Dengue vaccine can be concentrated in Klang Valley
Azrul Mohd Khalib, senior manager of external relations with local libertarian think tank, Institute for Democracy and Economic Affairs (IDEAS), said Malaysians have the right to make their own decisions to get immunised.
“The government is posing a barrier to people’s right to protect themselves,” Azrul said at the joint interview with Stevens, who is also an IDEAS Senior Fellow.
He said the dengue vaccine in the Philippines is priced at RM300 per person for all three doses.
Azrul added that Malaysians and private companies could pay to vaccinate themselves and their employees if the government could not afford to subsidise the vaccine.
“Also, the government can concentrate their efforts on concentrated epidemic areas, such as the Klang Valley where 60 per cent of cases are located. No need for a national vaccination programme to start with,” he said.
He also pointed out that Malaysia was involved two years ago in clinical trials for Dengvaxia and that the government had said it wanted Malaysia to be the first country to adopt the vaccine.
“Today, it’s very strange why Malaysia is attacking the results of the trial it participated in,” said Azrul. “We want the Ministry of Health to be more transparent.”
He also warned the government that it would be harder for Malaysia to negotiate a good deal for the vaccine with each year of delay.
“There is a worry that Malaysia is waiting for the perfect vaccine. Experts will tell you it’s very rare for 100 per cent efficacy,” said Azrul. “I don’t think we can afford to wait.”
Health Ministry has safety concerns
Health DG Dr Noor Hisham said the ministry still has concerns about Dengvaxia and is in the process of reviewing the vaccine, but did not give a timeline for the review process.
“It’s not the issue of perfect, but the issue of safety.

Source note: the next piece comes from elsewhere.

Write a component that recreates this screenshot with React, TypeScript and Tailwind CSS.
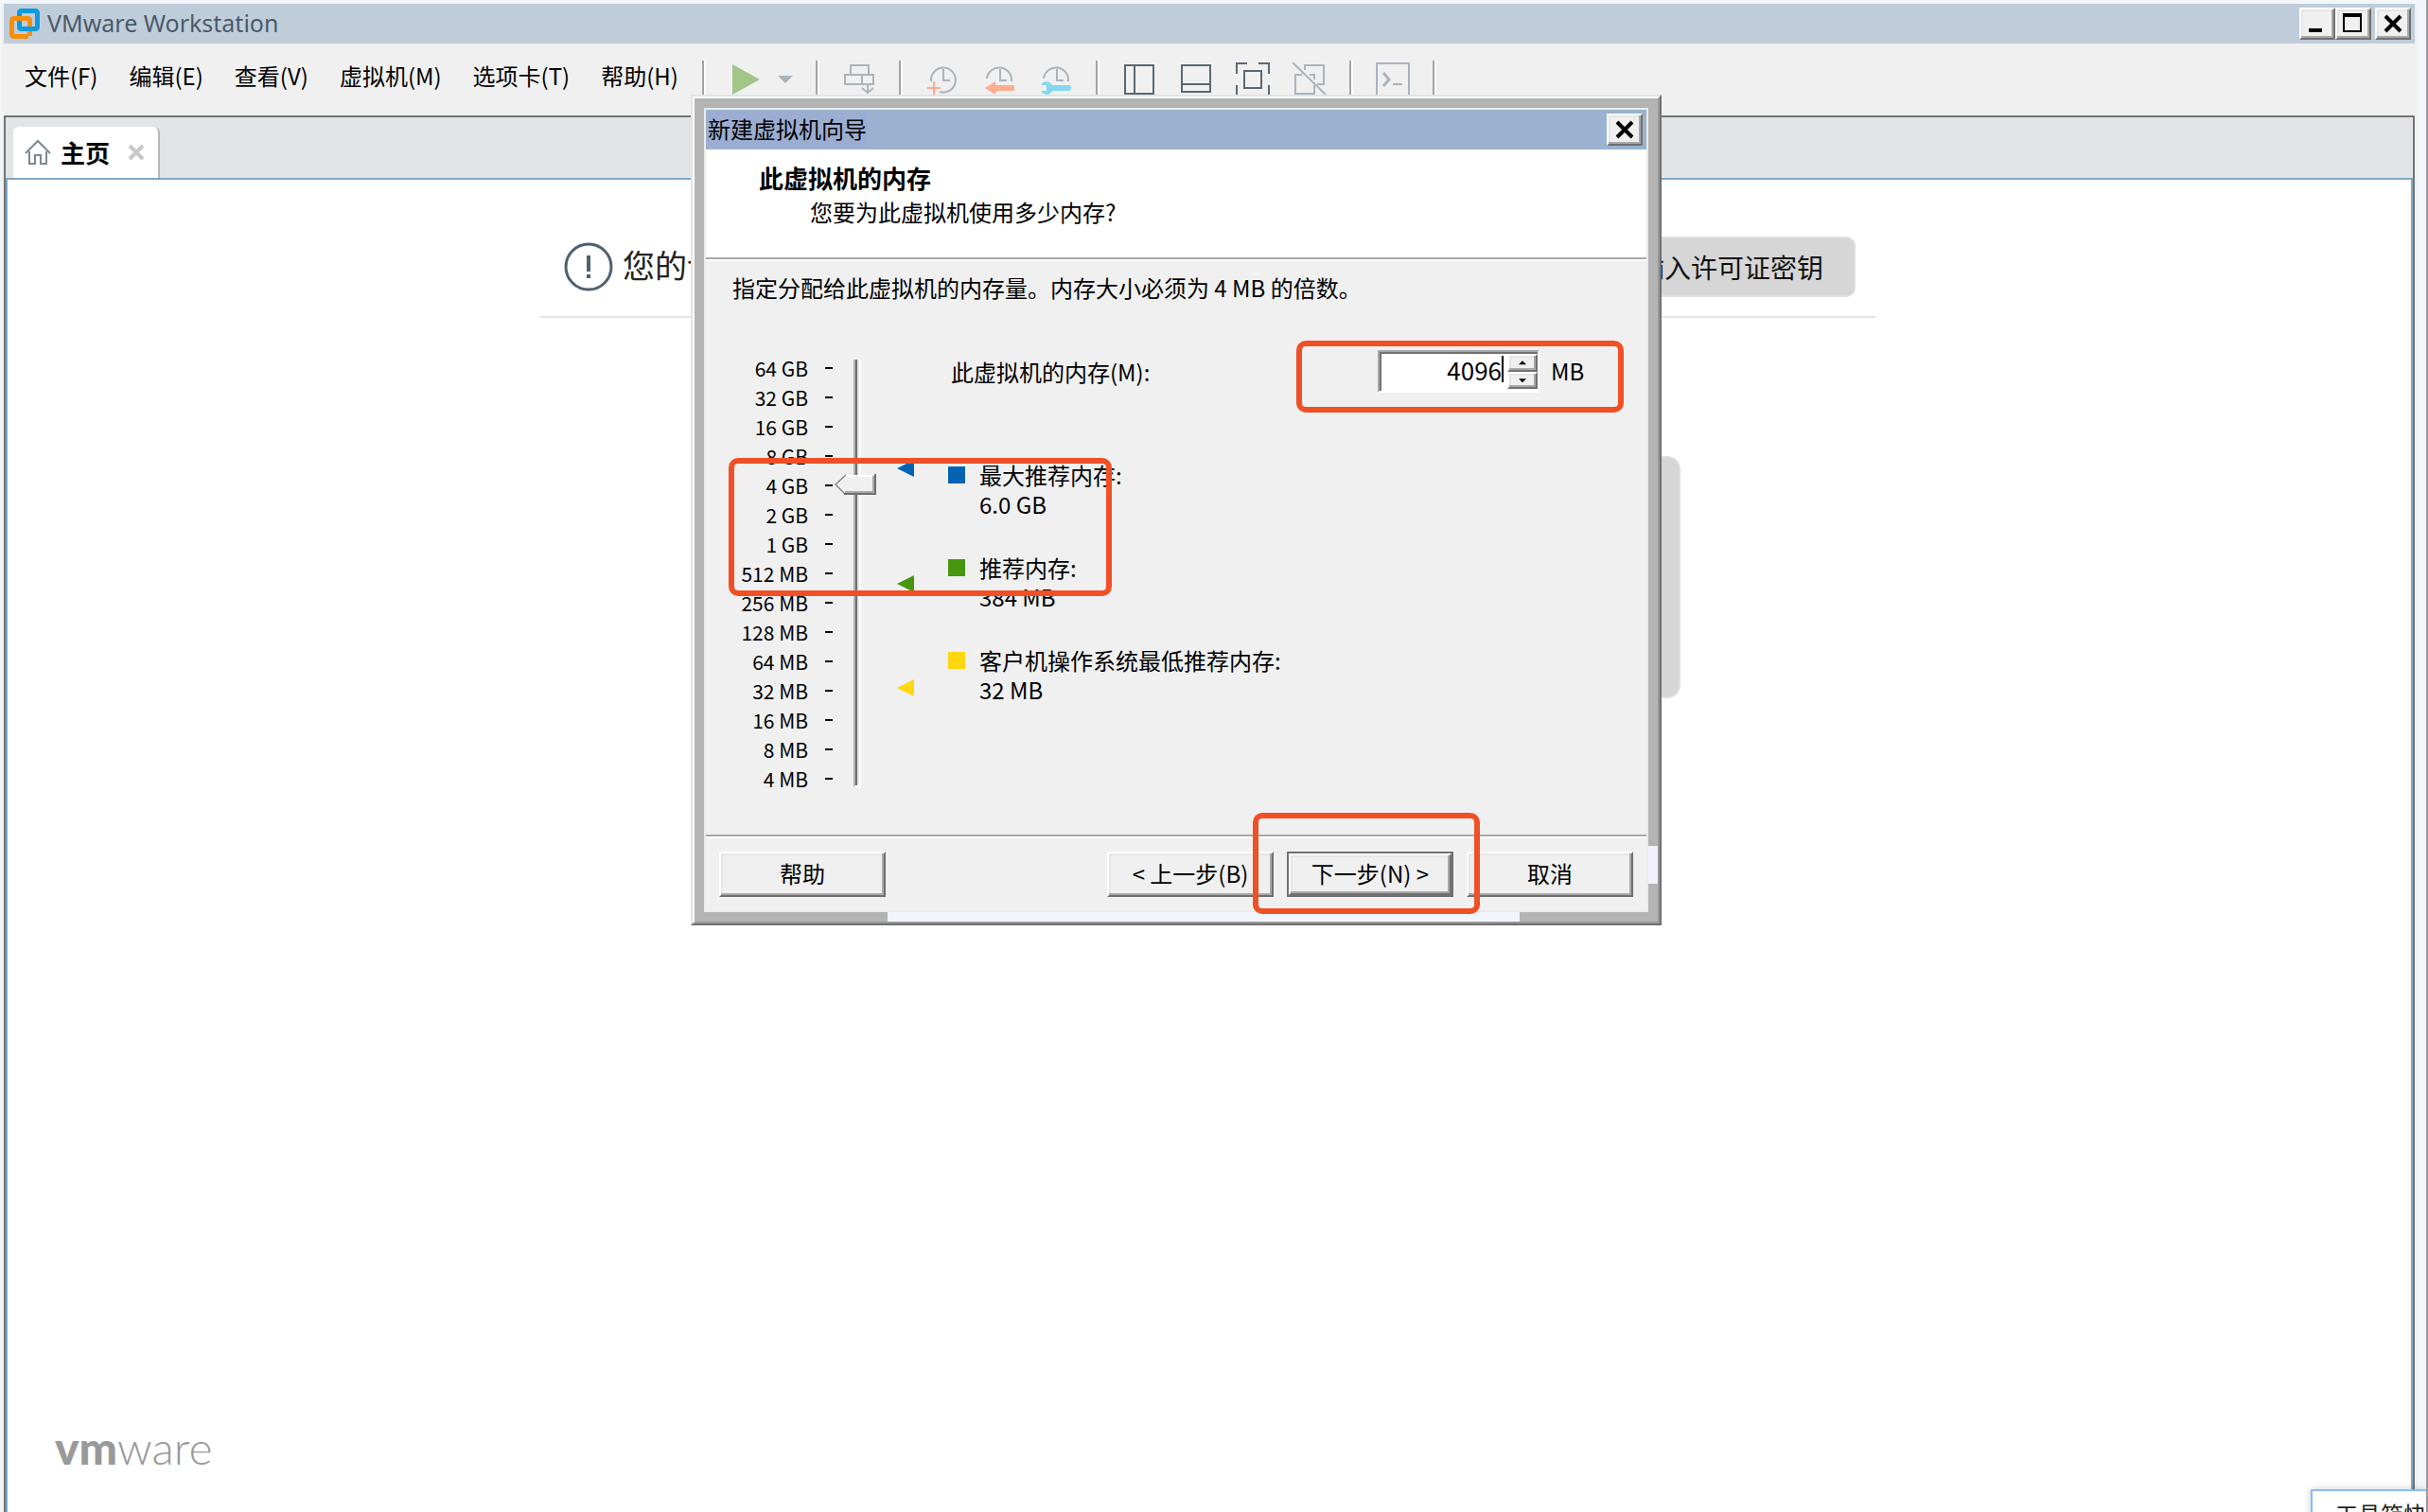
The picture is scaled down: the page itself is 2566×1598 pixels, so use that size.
import { useState } from "react";
import type { ReactNode } from "react";

const menus = ["文件(F)", "编辑(E)", "查看(V)", "虚拟机(M)", "选项卡(T)", "帮助(H)"];

const sizes = [
  "64 GB",
  "32 GB",
  "16 GB",
  "8 GB",
  "4 GB",
  "2 GB",
  "1 GB",
  "512 MB",
  "256 MB",
  "128 MB",
  "64 MB",
  "32 MB",
  "16 MB",
  "8 MB",
  "4 MB",
];

const hints = [
  { label: "最大推荐内存:", value: "6.0 GB", mb: 6144, bg: "bg-[#0063b1]", fill: "fill-[#0063b1]" },
  { label: "推荐内存:", value: "384 MB", mb: 384, bg: "bg-[#489610]", fill: "fill-[#489610]" },
  { label: "客户机操作系统最低推荐内存:", value: "32 MB", mb: 32, bg: "bg-[#ffd60f]", fill: "fill-[#ffd60f]" },
];

const bevel =
  "border-2 border-t-white border-l-white border-r-[#707070] border-b-[#707070] bg-[#f0f0f0] shadow-[inset_-2px_-2px_0_#a8a8a8,inset_2px_2px_0_#e6e6e6]";

// distance of a memory size from the top of the scale, one step per doubling
function scaleTop(mb: number) {
  return Math.round(20 + Math.log2(65536 / mb) * 30.6);
}

function Separator() {
  return <span className="h-9 w-1 shrink-0 border-l-2 border-r-2 border-l-[#a3a3a3] border-r-white" />;
}

function ToolButton({ label, tone = "stroke-[#a9b4bd]", children }: { label: string; tone?: string; children: ReactNode }) {
  return (
    <button type="button" aria-label={label} className="size-9 shrink-0">
      <svg viewBox="0 0 36 36" className={`size-9 fill-none stroke-2 ${tone}`}>
        {children}
      </svg>
    </button>
  );
}

function Toolbar() {
  const dark = "stroke-[#596975]";
  return (
    <div className="flex items-center gap-6">
      <Separator />
      <div className="flex items-center">
        <button type="button" aria-label="开启虚拟机" className="size-9">
          <svg viewBox="0 0 36 36" className="size-9 fill-[#a1c687]">
            <path d="M4 4 L33 20 L4 36 Z" />
          </svg>
        </button>
        <button type="button" aria-label="电源选项" className="h-9 w-8">
          <svg viewBox="0 0 32 36" className="h-9 w-8 fill-[#a9b4bd]">
            <path d="M16 16 H32 L24 24 Z" />
          </svg>
        </button>
      </div>
      <Separator />
      <ToolButton label="发送 Ctrl+Alt+Del">
        <path d="M9 15 V5 H28 V15 M3 15 H33 V25 H3 Z M21 15 V25 M27 25 V35 M21 29 L27 34 L33 29" />
      </ToolButton>
      <Separator />
      <ToolButton label="拍摄快照">
        <path d="M6 22 A13 13 0 1 1 15 33 M19 9 V21 H26" />
        <path d="M9 22 V36 M2 29 H16" className="stroke-[#ffac8f]" />
      </ToolButton>
      <ToolButton label="恢复快照">
        <path d="M5 19 A13 13 0 1 1 31 22 M19 9 V21 H26" />
        <path d="M3 29 L14 22 V26 H34 V32 H14 V36 Z" className="fill-[#ffac8f] stroke-none" />
      </ToolButton>
      <ToolButton label="管理快照">
        <path d="M5 19 A13 13 0 1 1 31 22 M19 9 V21 H26" />
        <path
          d="M3 24 Q7 21 11 23 Q13 24 14 26 H32 Q34 26 34 29 Q34 32 32 32 H14 Q13 35 9 36 Q6 36 3 34 V32 H8 V26 H3 Z"
          className="fill-[#84d7f0] stroke-none"
        />
      </ToolButton>
      <Separator />
      <ToolButton label="显示库" tone={dark}>
        <path d="M3 5 H33 V35 H3 Z M13 5 V35" />
      </ToolButton>
      <ToolButton label="显示缩略图栏" tone={dark}>
        <path d="M3 5 H33 V33 H3 Z M3 25 H33" />
      </ToolButton>
      <ToolButton label="进入全屏" tone={dark}>
        <path d="M1 14 V3 H12 M24 3 H35 V14 M1 26 V36 M35 26 V36 M9 11 H27 V29 H9 Z" />
      </ToolButton>
      <ToolButton label="Unity 模式">
        <path d="M13 10 V5 H33 V25 H26 M10 15 H3 V35 H23 V26 M18 15 H23 V20 M0 2 L35 36" />
      </ToolButton>
      <Separator />
      <ToolButton label="控制台视图">
        <path d="M1 3 H35 V39 H1 Z" />
        <path d="M8 13 L14 20 L8 27" strokeWidth="3" />
        <path d="M18 25 H28" />
      </ToolButton>
      <Separator />
    </div>
  );
}

function TitleBar() {
  return (
    <header className="mx-0.5 flex h-[42px] items-center bg-[#bfcddb] pr-1 pl-1.5">
      <svg viewBox="0 0 32 32" className="size-8 fill-none" strokeWidth="5">
        <rect x="10.500" y="2.500" width="19" height="19" rx="2" className="stroke-[#0e9ade]" />
        <path d="M20 29.500 H5 Q2.500 29.500 2.500 27 V13 Q2.500 10.500 5 10.500 H19 Q21.500 10.500 21.500 13 V29" className="stroke-[#f68e0b]" />
        <path d="M10.500 13 V19 Q10.500 21.500 13 21.500 H24" className="stroke-[#0e9ade]" />
      </svg>
      <h1 className="ml-2 font-['Noto_Sans','Noto_Sans_CJK_SC',sans-serif] text-[25px] text-[#4b5a68]">
        VMware Workstation
      </h1>
      <div className="ml-auto flex">
        <button type="button" aria-label="最小化" className={`h-[34px] w-[38px] ${bevel}`}>
          <svg viewBox="0 0 34 30" className="h-full w-full">
            <path d="M8 20 H22 V24 H8 Z" />
          </svg>
        </button>
        <button type="button" aria-label="最大化" className={`h-[34px] w-[38px] ${bevel}`}>
          <svg viewBox="0 0 34 30" className="h-full w-full">
            <path d="M6 4 H26 V24 H6 Z M8 8 V22 H24 V8 Z" fillRule="evenodd" />
          </svg>
        </button>
        <button type="button" aria-label="关闭" className={`ml-1 h-[34px] w-[38px] ${bevel}`}>
          <svg viewBox="0 0 34 30" className="h-full w-full stroke-black" strokeWidth="4">
            <path d="M9 7 L25 23 M25 7 L9 23" />
          </svg>
        </button>
      </div>
    </header>
  );
}

function HomePage() {
  return (
    <main className="flex min-h-0 flex-1 flex-col border-x-2 border-t-2 border-[#7fa8c6] bg-white pr-1">
      <div className="mx-auto mt-[60px] flex w-full max-w-[1412px] items-center gap-2.5 border-b-2 border-[#e6e6e6] pr-[21px] pb-5 pl-[26px]">
        <svg viewBox="0 0 52 52" className="size-[52px] fill-none stroke-[#50606f]" strokeWidth="3">
          <circle cx="26" cy="26" r="24" />
          <path d="M26 14 V31 M26 34 V38" strokeWidth="4" />
        </svg>
        <p className="pb-1 text-[34px] leading-[52px] text-[#222]">您的许可证</p>
        <button type="button" className="ml-auto h-16 rounded-[10px] border-2 border-[#dfdfdf] bg-[#d6d6d6] px-8 text-[28px] text-[#111]">
          输入许可证密钥
        </button>
      </div>
      <div className="mx-auto mt-[146px] flex w-full max-w-[1000px] justify-between">
        <button type="button" aria-label="创建新的虚拟机" className="size-64 rounded-[14px] border-2 border-[#dfdfdf] bg-[#d6d6d6]" />
        <button type="button" aria-label="打开虚拟机" className="size-64 rounded-[14px] border-2 border-[#dfdfdf] bg-[#d6d6d6]" />
        <button type="button" aria-label="连接远程服务器" className="size-64 rounded-[14px] border-2 border-[#dfdfdf] bg-[#d6d6d6]" />
      </div>
      <p className="mt-auto pb-[38px] pl-[50px] font-['Lato',sans-serif] text-[48px] leading-[60px] text-[#999]">
        <span className="font-black">vm</span>
        <span className="font-light">ware</span>
      </p>
    </main>
  );
}

function MemorySlider({ memory, onChange }: { memory: number; onChange: (mb: number) => void }) {
  return (
    <div className="relative w-[120px]">
      <span className="absolute top-2.5 bottom-2 left-5 w-2 border-x-2 border-b-2 border-l-[#b0b0b0] border-r-white border-b-white bg-[linear-gradient(to_right,#707070_50%,#e6e6e6_50%)]" />
      <svg
        viewBox="0 0 44 22"
        className="absolute left-0 h-[22px] w-11 -translate-y-1/2"
        style={{ top: scaleTop(memory) }}
      >
        <path d="M1 11 L11 1 H43 V21 H11 Z" className="fill-[#f0f0f0]" />
        <path d="M11 20 L2 11 L11 2 H41" className="fill-none stroke-white stroke-2" />
        <path d="M12 1 L1 11 L11 21" className="fill-none stroke-[#808080]" strokeWidth="1.500" />
        <path d="M11 19 H41 V2" className="fill-none stroke-[#a8a8a8] stroke-2" />
        <path d="M10 21 H43 V0" className="fill-none stroke-[#707070] stroke-2" />
      </svg>
      {hints.map((hint) => (
        <svg
          key={hint.mb}
          viewBox="0 0 18 18"
          className={`absolute left-[66px] size-[18px] -translate-y-1/2 ${hint.fill}`}
          style={{ top: scaleTop(hint.mb) }}
        >
          <path d="M18 0 V18 L0 9 Z" />
        </svg>
      ))}
      <input
        type="range"
        aria-label="内存大小"
        min={2}
        max={16}
        value={Math.round(Math.log2(memory))}
        onChange={(e) => onChange(2 ** Number(e.target.value))}
        className="absolute top-0 left-0 h-full w-11 opacity-0 [direction:rtl] [writing-mode:vertical-lr]"
      />
    </div>
  );
}

function MemoryWizard() {
  const [memory, setMemory] = useState(4096);

  return (
    <section
      role="dialog"
      aria-labelledby="wizard-title"
      className="absolute top-[100px] left-[730px] w-[1026px] border-2 border-t-[#e3e3e3] border-r-[#707070] border-b-[#707070] border-l-[#e3e3e3] text-[24px] leading-9 text-black"
    >
      <div className="border-2 border-t-white border-r-[#999] border-b-[#999] border-l-white bg-[#b4b4b4] p-2.5">
        <div className="border-2 border-[#ebebeb] bg-[#f0f0f0]">
          <div className="flex h-[42px] items-center justify-between bg-[#9ab2d0] pr-1 pl-0.5">
            <h2 id="wizard-title" className="bg-[#9badd1] pb-0.5">新建虚拟机向导</h2>
            <button type="button" aria-label="关闭向导" className={`h-[34px] w-[38px] ${bevel}`}>
              <svg viewBox="0 0 34 30" className="h-full w-full stroke-black" strokeWidth="4">
                <path d="M9 7 L25 23 M25 7 L9 23" />
              </svg>
            </button>
          </div>

          <div className="border-b-2 border-[#a9a9a9] bg-white pt-3 pb-[30px]">
            <h3 className="pl-14 text-[26px] font-bold">此虚拟机的内存</h3>
            <p className="pl-[110px]">您要为此虚拟机使用多少内存?</p>
          </div>

          <div className="border-t-2 border-white pt-2.5 pb-[42px] pl-7">
            <p>指定分配给此虚拟机的内存量。内存大小必须为 4 MB 的倍数。</p>
            <div className="mt-12 flex">
              <div className="flex">
                <ul className="pt-[3px] pb-0.5">
                  {sizes.map((size) => (
                    <li key={size} className="flex h-[31px] items-center text-[21px]">
                      <span className="w-20 text-right">{size}</span>
                      <span className="mr-0.5 ml-[18px] h-0.5 w-2 bg-black" />
                    </li>
                  ))}
                </ul>
                <MemorySlider memory={memory} onChange={setMemory} />
              </div>

              <div className="flex-1">
                <div className="flex h-[45px] items-center pl-[3px]">
                  <label htmlFor="memory" className="w-[451px]">
                    此虚拟机的内存(M):
                  </label>
                  <div className="flex h-full w-[171px] border-2 border-t-[#a8a8a8] border-r-white border-b-white border-l-[#a8a8a8] bg-white shadow-[inset_2px_2px_0_#707070]">
                    <input
                      id="memory"
                      type="text"
                      inputMode="numeric"
                      value={memory}
                      onChange={(e) => setMemory(Number(e.target.value) || 4)}
                      className="w-0 flex-1 bg-transparent pb-1 text-right text-[26px] leading-9 outline-none"
                    />
                    <span className="mt-1 mr-1 h-7 w-0.5 bg-black" />
                    <div className="flex w-8 flex-col pt-0.5 pb-0.5">
                      <button type="button" aria-label="增加" onClick={() => setMemory(memory + 4)} className={`flex-1 ${bevel}`}>
                        <svg viewBox="0 0 28 14" className="h-full w-full">
                          <path d="M10 9 L14 5 L18 9 Z" />
                        </svg>
                      </button>
                      <button type="button" aria-label="减少" onClick={() => setMemory(memory - 4)} className={`flex-1 ${bevel}`}>
                        <svg viewBox="0 0 28 14" className="h-full w-full">
                          <path d="M10 5 L14 9 L18 5 Z" />
                        </svg>
                      </button>
                    </div>
                  </div>
                  <span className="ml-3 pb-0.5">MB</span>
                </div>

                <dl className="mt-[71px] flex flex-col gap-9 leading-[31px]">
                  {hints.map((hint) => (
                    <div key={hint.label}>
                      <dt className="flex items-center gap-[15px]">
                        <span className={`size-[18px] ${hint.bg}`} />
                        {hint.label}
                      </dt>
                      <dd className="pl-[33px]">{hint.value}</dd>
                    </div>
                  ))}
                </dl>
              </div>
            </div>
          </div>

          <div className="border-t-2 border-[#a9a9a9]">
            <div className="flex gap-3.5 border-t-2 border-white p-3.5">
              <button type="button" className={`mr-auto h-12 w-44 pb-0.5 ${bevel}`}>
                帮助
              </button>
              <button type="button" className={`h-12 w-44 pb-0.5 ${bevel}`}>
                &lt; 上一步(B)
              </button>
              <div className="border-2 border-[#707070]">
                <button type="button" className={`block h-11 w-[172px] pb-0.5 ${bevel}`}>
                  下一步(N) &gt;
                </button>
              </div>
              <button type="button" className={`h-12 w-44 pb-0.5 ${bevel}`}>
                取消
              </button>
            </div>
          </div>
        </div>
      </div>
      {/* gaps in the frame */}
      <span className="absolute bottom-0.5 left-[206px] h-2.5 w-[668px] bg-[#f2f5fb]" />
      <span className="absolute right-0.5 bottom-[42px] h-10 w-2.5 bg-[#f3f0fc]" />
    </section>
  );
}

export default function App() {
  return (
    <div className="relative flex h-screen flex-col overflow-hidden border-r-2 border-[#999] bg-[#f2f6fb] pt-1 pr-2.5 pl-0.5 font-['Noto_Sans_CJK_SC',sans-serif]">
      <div className="flex min-h-0 flex-1 flex-col bg-[#f0f0f0]">
        <TitleBar />
        <div className="mb-1 flex h-[72px] items-center">
          <nav className="flex w-[740px] shrink-0 gap-[33px] pb-1 pl-6 text-[24px] leading-9 whitespace-nowrap">
            {menus.map((menu) => (
              <button key={menu} type="button">
                {menu}
              </button>
            ))}
          </nav>
          <Toolbar />
        </div>

        <div className="mx-0.5 flex min-h-0 flex-1 flex-col border-x-2 border-t-2 border-[#737373]">
          <div className="flex h-16 items-end bg-[#e2e4e7] pl-2">
            <div className="flex h-[54px] w-[155px] items-center rounded-t-md border-r-2 border-[#b8b8b8] bg-white pr-3.5 pl-3">
              <svg viewBox="0 0 28 28" className="size-7 fill-none stroke-[#7b8895] stroke-2">
                <path d="M1 15 L14 2 L27 15 M5 13 V26 H11 V17 H17 V26 H23 V13" />
              </svg>
              <span className="ml-2.5 text-[26px] leading-9 font-bold">主页</span>
              <button type="button" aria-label="关闭标签页" className="ml-auto">
                <svg viewBox="0 0 18 18" className="size-[18px] stroke-[#c8c8c8]" strokeWidth="4">
                  <path d="M2 2 L16 16 M16 2 L2 16" />
                </svg>
              </button>
            </div>
          </div>
          <HomePage />
        </div>
      </div>

      <MemoryWizard />

      {/* highlights */}
      <span className="pointer-events-none absolute top-[360px] left-[1370px] h-[76px] w-[346px] rounded-[10px] border-[6px] border-[#f05025]" />
      <span className="pointer-events-none absolute top-[484px] left-[770px] h-[146px] w-[405px] rounded-[10px] border-[6px] border-[#f05025]" />
      <span className="pointer-events-none absolute top-[859px] left-[1324px] h-[107px] w-[240px] rounded-[10px] border-[6px] border-[#f05025]" />

      <div className="absolute right-0 -bottom-5 h-11 w-[122px] overflow-hidden border-t-2 border-l-2 border-[#85bdf5] bg-white pt-2 pl-6 text-[24px] leading-8 whitespace-nowrap text-[#222] shadow-[0_0_8px_#0003]">
        工具箱快捷
      </div>
    </div>
  );
}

Safety and perfect [are] not equal,” Dr Noor Hisham told Malay Mail Online.
He cited a September 2016 study by Johns Hopkins University, Imperial College London and the University of Florida that found that while the vaccine could reduce illness and hospitalisation by 20 to 30 per cent in dengue hotspots, they could be significantly increased if the vaccine is used in locations with lower transmission of the virus.
The study noted that Dengvaxia manufacturers have acknowledged that the vaccine doesn’t work well on those who haven’t been previously infected with dengue before vaccination.
The World Health Organization (WHO) has recommended that countries consider introducing the vaccine only in areas with a “high burden of disease.”
“Dengue vaccine introduction should be a part of a comprehensive dengue control strategy, including well-executed and sustained vector control, evidence-based best practices for clinical care for all patients with dengue illness, and strong dengue surveillance,” said WHO in its position paper.